Thanks to your donations, we were able to accomplish some incredible things in 2016!

  • We have ended a painful and unnecessary surgery called tail docking for dairy cows.  It was a lengthy and complex negotiation, and their lives are now better.
  • We are almost at the end of the process that will see the new Code of Practice for egg laying hens released. We fought hard to ensure that the draft Code of Practice has the most rigorous and stringent standards for cage-free housing systems put in place in North America, standards on par with the European Union and which far surpass current U.S. standards.   It has taken two years of negotiations to get to this point, and now that the public comment period is over, we know that we still have more work to do reviewing the input from Canadians and ensuring that any changes made to the Code of Practice improve animal welfare gains.
  • Through our direct work at the negotiation table, 2016 saw relief brought to piglets who must now receive pain relief during procedures such as castration and tail docking – regardless of their age.

Can I ask you to take a minute today and make your gift to Canada's largest movement for animal welfare to help us make the animals raised on farms a priority so that they do not suffer and they enjoy a life worth living?

Canada lags shamefully behind many other countries when it comes to animal welfare, and CFHS is pushing hard for improvements at the national level.
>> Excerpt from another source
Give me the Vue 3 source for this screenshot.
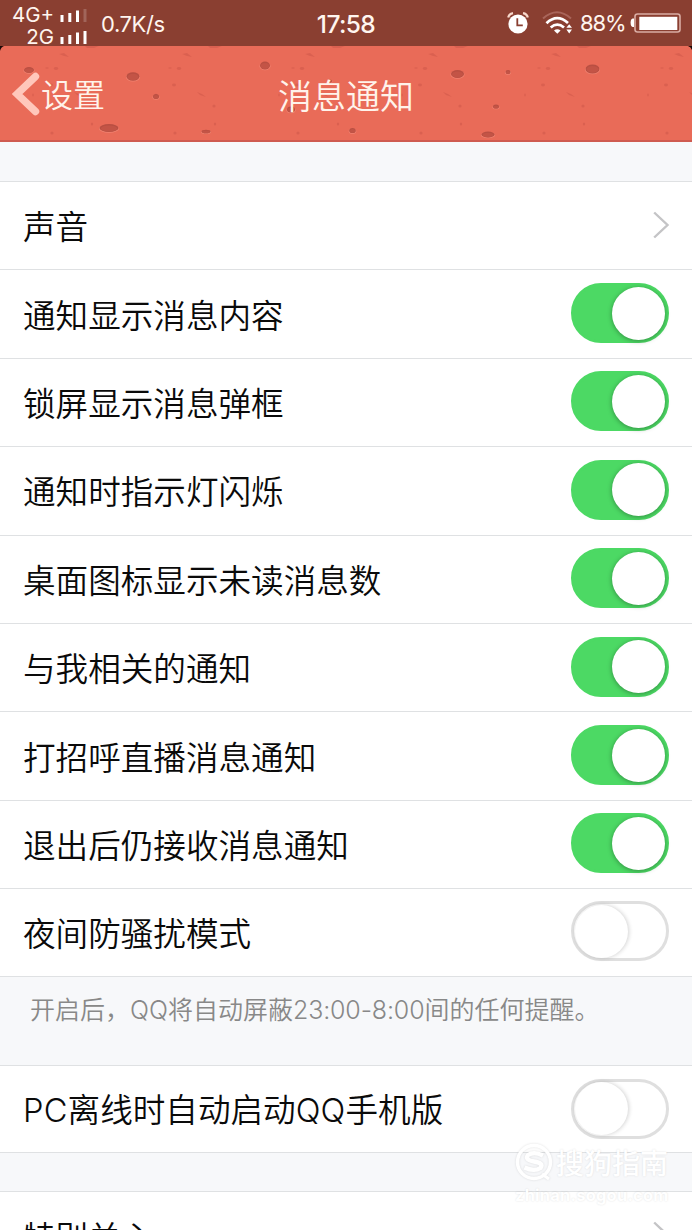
<script setup>
import { ref } from 'vue'

const settings = ref([
  { label: '通知显示消息内容', on: true },
  { label: '锁屏显示消息弹框', on: true },
  { label: '通知时指示灯闪烁', on: true },
  { label: '桌面图标显示未读消息数', on: true },
  { label: '与我相关的通知', on: true },
  { label: '打招呼直播消息通知', on: true },
  { label: '退出后仍接收消息通知', on: true },
  { label: '夜间防骚扰模式', on: false },
])

const pcOffline = ref(false)

const toggle = (item) => {
  item.on = !item.on
}

// craters in the header skin: x, y, rx, ry
const craters = [
  [29, 24, 5, 3],
  [133, 30.5, 6.5, 4.2],
  [156, 50.5, 3, 2.5],
  [109, 82, 9.5, 4],
  [206, 85.5, 4.5, 1.8],
  [265, 19.5, 5, 4],
  [291, 63.5, 4, 3],
  [330, 35, 2, 1.6],
  [352.5, 84.5, 3.2, 2.6],
  [457.5, 28, 6.5, 4],
  [508, 26, 2.5, 2],
  [496, 60.5, 3, 2],
  [488, 88.5, 6.5, 3],
  [592.5, 23, 7, 4.6],
]

// small marks, the same group repeats over the header
const tiles = [-67, 56, 179, 302, 425, 548, 671]
</script>

<template>
  <div class="phone">
    <div class="statusbar">
      <div class="carriers">
        <div class="carrier">
          <span>4G+</span>
          <svg width="27" height="13" viewBox="0 0 27 13">
            <g fill="#fff">
              <rect x="0.5" y="6" width="3" height="7" />
              <rect x="8.3" y="4" width="3" height="9" />
              <rect x="16" y="1.5" width="3" height="11.5" />
              <rect x="23.5" y="0" width="3" height="13" opacity="0.2" />
            </g>
          </svg>
        </div>
        <div class="carrier">
          <span>2G</span>
          <svg width="27" height="13" viewBox="0 0 27 13">
            <g fill="#fff">
              <rect x="0.5" y="6" width="3" height="7" />
              <rect x="8.3" y="4" width="3" height="9" />
              <rect x="16" y="1.5" width="3" height="11.5" />
              <rect x="23.5" y="0" width="3" height="13" />
            </g>
          </svg>
        </div>
      </div>
      <span class="speed">0.7K/s</span>
      <span class="clock">17:58</span>
      <div class="status-icons">
        <svg class="alarm" width="22" height="22" viewBox="0 0 22 22">
          <circle cx="11" cy="12" r="9.6" fill="#fff" />
          <path d="M1.2 5.6 Q2 1.8 6 1.2 M20.8 5.6 Q20 1.8 16 1.2" fill="none" stroke="#f8d8cb" stroke-width="2.2" />
          <path d="M10.3 6.2 V13.3 H15.8" fill="none" stroke="#8a3f31" stroke-width="1.8" />
        </svg>
        <svg class="wifi" width="32" height="24" viewBox="0 0 32 24">
          <path d="M1 7.5 Q15 -5 29 7.5" fill="none" stroke="#a9655a" stroke-width="2" />
          <path d="M4.5 12.2 Q15 2.2 26 12" fill="none" stroke="#fff" stroke-width="2.8" />
          <path d="M8.7 16.5 Q15.3 10.8 22 16.5" fill="none" stroke="#fff" stroke-width="2.8" />
          <path d="M12 19.6 Q15.3 16.8 18.6 19.6 L15.3 22.8 Z" fill="#fff" />
          <path d="M24.4 16.8 L27.2 13.2 L30 16.8 Z M24.4 18.6 L27.2 22.4 L30 18.6 Z" fill="#fff" />
        </svg>
        <span class="percent">88%</span>
        <svg class="battery" width="51" height="20" viewBox="0 0 51 20">
          <path d="M4 5.5 V14 H2.6 Q0.6 13.5 0.6 9.7 Q0.6 6 2.6 5.5 Z" fill="#fff" />
          <rect x="5" y="1" width="45" height="18" rx="2.5" fill="none" stroke="#d9ada4" stroke-width="1.6" />
          <rect x="9.3" y="3.8" width="38" height="13.2" fill="#fff" />
        </svg>
      </div>
    </div>

    <div class="header">
      <svg class="skin" width="692" height="96" viewBox="0 0 692 96">
        <g v-for="x in tiles" :key="x" :transform="`translate(${x} 0)`" fill="#bd4b40" opacity="0.32">
          <path d="M3 8 l5 -1 l5 4 l-5 -1 Z" />
          <path d="M29 0 h14 l-5 2 h-7 Z" />
          <path d="M-1 21.5 l3 0.5 l-1 1.5 l-3 -0.5 Z" />
          <path d="M18 46 l5 2 l4 3 l-6 -2 Z" />
          <ellipse cx="0" cy="22.5" rx="2.2" ry="1.4" />
          <ellipse cx="-9" cy="22" rx="1.8" ry="0.8" />
          <ellipse cx="-5" cy="39" rx="2" ry="1.4" />
          <ellipse cx="35" cy="60" rx="1.6" ry="1.6" />
          <ellipse cx="-4" cy="87" rx="1.6" ry="1.5" />
          <ellipse cx="36" cy="78" rx="1.2" ry="1.6" />
          <ellipse cx="-23" cy="49" rx="0.8" ry="1.4" />
        </g>
        <g v-for="(c, i) in craters" :key="i">
          <ellipse :cx="c[0]" :cy="c[1] + 0.7" :rx="c[2] + 0.5" :ry="c[3]" fill="#f18371" />
          <ellipse :cx="c[0]" :cy="c[1]" :rx="c[2]" :ry="c[3]" fill="#b94f42" />
          <ellipse :cx="c[0]" :cy="c[1] + 0.4" :rx="c[2] * 0.85" :ry="c[3] * 0.75" fill="#c35446" />
        </g>
        <path d="M0 0 H4 Q1 1 0 5 Z M692 0 H688 Q691 1 692 4 Z" fill="#1c0907" />
      </svg>
      <div class="back">
        <svg width="28" height="44" viewBox="0 0 28 44">
          <path d="M23.5 4.5 L5 22 L23.5 39.5" fill="none" stroke="#ffc7bb" stroke-width="7.4" stroke-linecap="round" stroke-linejoin="miter" />
        </svg>
        <span>设置</span>
      </div>
      <h1>消息通知</h1>
    </div>

    <div class="list first">
      <div class="row">
        <span>声音</span>
        <svg class="arrow" width="18" height="30" viewBox="0 0 18 30">
          <path d="M2.2 2.5 L15.5 15 L2.2 27.5" fill="none" stroke="#c4c4c6" stroke-width="2.4" />
        </svg>
      </div>
      <div v-for="item in settings" :key="item.label" class="row">
        <span>{{ item.label }}</span>
        <div class="switch" :class="{ on: item.on }" @click="toggle(item)">
          <div class="knob"></div>
        </div>
      </div>
    </div>

    <p class="note">开启后，QQ将自动屏蔽<span class="hours">23:00-8:00</span>间的任何提醒。</p>

    <div class="list pc">
      <div class="row">
        <span><span class="latin">PC</span>离线时自动启动<span class="latin">QQ</span>手机版</span>
        <div class="switch" :class="{ on: pcOffline }" @click="pcOffline = !pcOffline">
          <div class="knob"></div>
        </div>
      </div>
    </div>

    <div class="list last">
      <div class="row">
        <span>特别关心</span>
        <svg class="arrow" width="18" height="30" viewBox="0 0 18 30">
          <path d="M2.2 2.5 L15.5 15 L2.2 27.5" fill="none" stroke="#c4c4c6" stroke-width="2.4" />
        </svg>
      </div>
    </div>

    <div class="watermark">
      <div class="mark-top">
        <svg width="38" height="38" viewBox="0 0 38 38">
          <circle cx="19" cy="19" r="16.5" fill="none" stroke="#fff" stroke-width="3.4" />
          <path d="M28 12.5 Q19 8 13 12 Q9.5 17 19 18.5 Q29 20 25.5 25 Q19 29 9.5 24.5" fill="none" stroke="#fff" stroke-width="4.4" />
          <path d="M27 31 L34 36" stroke="#fff" stroke-width="3" />
        </svg>
        <span>搜狗指南</span>
      </div>
      <div class="mark-url">zhinan.sogou.com</div>
    </div>
  </div>
</template>

<style>
body {
  margin: 0;
  overflow: hidden;
}
</style>

<style scoped>
.phone {
  position: relative;
  width: 692px;
  height: 1230px;
  overflow: hidden;
  background: #f7f8fa;
  color: #0a0a0a;
  font-family: Inter, "Noto Sans CJK SC", sans-serif;
}

/* status bar */
.statusbar {
  position: relative;
  display: flex;
  height: 46px;
  background: #8a3f31;
  color: #fff5ef;
}

.carriers {
  width: 87px;
  padding-top: 4px;
}

.carrier {
  display: flex;
  justify-content: flex-end;
  align-items: center;
  gap: 6px;
  height: 22px;
  font-size: 20.5px;
  line-height: 22px;
}

.speed {
  margin-left: 14px;
  font-size: 22px;
  line-height: 48px;
  letter-spacing: -0.4px;
}

.clock {
  position: absolute;
  left: 0;
  right: 0;
  text-align: center;
  font-size: 24.5px;
  line-height: 49px;
  font-weight: 500;
  letter-spacing: -0.6px;
}

.status-icons {
  display: flex;
  align-items: center;
  margin-left: auto;
  padding-right: 11px;
}

.wifi {
  margin-left: 13px;
}

.percent {
  margin-left: 6px;
  margin-right: 6px;
  width: 44px;
  font-size: 22px;
  line-height: 48px;
  letter-spacing: -1.1px;
  white-space: nowrap;
}

/* header with the skin behind it */
.header {
  position: relative;
  height: 96px;
  box-sizing: border-box;
  background: #e96b58;
  border-bottom: 2px solid #cf5b50;
  color: #fff3eb;
}

.skin {
  position: absolute;
  top: 0;
  left: 0;
}

.back {
  position: relative;
  display: flex;
  align-items: center;
  width: 120px;
  height: 96px;
  padding-left: 12px;
  font-size: 32px;
  font-weight: 350;
}

.back span {
  margin: 0 0 3px 1px;
}

.header h1 {
  position: absolute;
  top: 0;
  left: 0;
  right: 0;
  margin: 0;
  text-align: center;
  font-size: 34px;
  line-height: 101px;
  font-weight: 350;
}

/* white groups */
.list {
  background: #fff;
  border-top: 1px solid #dfe1e3;
  border-bottom: 1px solid #dfe1e3;
}

.first {
  margin-top: 39px;
}

.last {
  margin-top: 38px;
}

.row {
  display: flex;
  justify-content: space-between;
  align-items: center;
  box-sizing: border-box;
  height: 88.4px;
  padding: 0 23px 2px;
  font-size: 32.6px;
  line-height: 48px;
  font-weight: 350;
}

.row > span {
  padding-top: 5px;
}

.row + .row {
  border-top: 1px solid #dfe1e3;
}

.first .row:first-child,
.first .row:last-child {
  height: 87.4px;
}

.pc .row {
  height: 86.4px;
  padding-bottom: 0;
}

.pc .row > span {
  padding-top: 2px;
}

.arrow {
  margin-right: -1px;
}

.latin {
  letter-spacing: 0.2px;
}

/* switch */
.switch {
  display: flex;
  align-items: center;
  box-sizing: border-box;
  width: 98px;
  height: 60px;
  padding: 0 1px;
  border: 3px solid #dfdfdf;
  border-radius: 30px;
  background: #fff;
}

.knob {
  width: 53px;
  height: 53px;
  border-radius: 50%;
  background: #fff;
  box-shadow: 1px 0 4px rgba(0, 0, 0, 0.18);
}

.switch.on {
  justify-content: flex-end;
  border-color: #4cd964;
  background: #4cd964;
}

.switch.on .knob {
  box-shadow: 0 1px 5px rgba(0, 0, 0, 0.35);
}

/* grey hint */
.note {
  height: 88px;
  box-sizing: border-box;
  margin: 0;
  padding: 15px 0 0 30px;
  color: #888;
  font-size: 25px;
  line-height: 36px;
  font-weight: 350;
  white-space: nowrap;
}

.hours {
  letter-spacing: -0.15px;
}

/* watermark bottom right */
.watermark {
  position: absolute;
  left: 515px;
  top: 1142px;
  color: #fff;
  text-shadow: 0 0 2px rgba(0, 0, 0, 0.12);
}

.mark-top {
  display: flex;
  align-items: center;
  gap: 3px;
  height: 40px;
  font-size: 28px;
  font-weight: 500;
}

.mark-top svg {
  filter: drop-shadow(0 0 1px rgba(0, 0, 0, 0.12));
}

.mark-url {
  margin-top: 2px;
  font-size: 16.5px;
  line-height: 22px;
  font-weight: 700;
  letter-spacing: 0.2px;
}
</style>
Our collective voice is being heard and, because of your support, we are building momentum.

But there’s more to do and with your help we can keep pressing for better practices, better conditions and more ambitious timeframes.  

Every time you donate to the Canadian Federation of Humane Societies, you are helping us win the fight for the highest levels of animal welfare in Canada.  You help us represent the values of Canadians and show our policy-makers that animals and their well-being matter to people across this land.  Thank you for trusting us to be your powerful voice for animals!

With a donation you can help us make the animals raised on farms a priority so that they do not suffer and they enjoy a life worth living.

Your donation will ensure five simple things for farm animals:  

1) Access to fresh water and a diet that maintains their health

2) Appropriate shelter and a comfortable resting area

3) Prevention and rapid diagnoses of injuries and disease

4) Sufficient space and proper facilities so they can express natural behaviours and the   

    company of their own kind and;

5) Conditions and treatment that avoid mental suffering.

CFHS continues to lead the charge on three additional Codes of Practice for farmed animals, which are currently in development.  We can only stay at the table and continue to speak up for farm animals with your monetary donation to support this vital work.

Sincerely,

Barbara Cartwright

Chief Executive Officer

P.S.  I want to wish you a happy and prosperous 2017 and let you know that we will continue to fight for what you’ve told us is important to you, a Canada where all animals have a life worth living.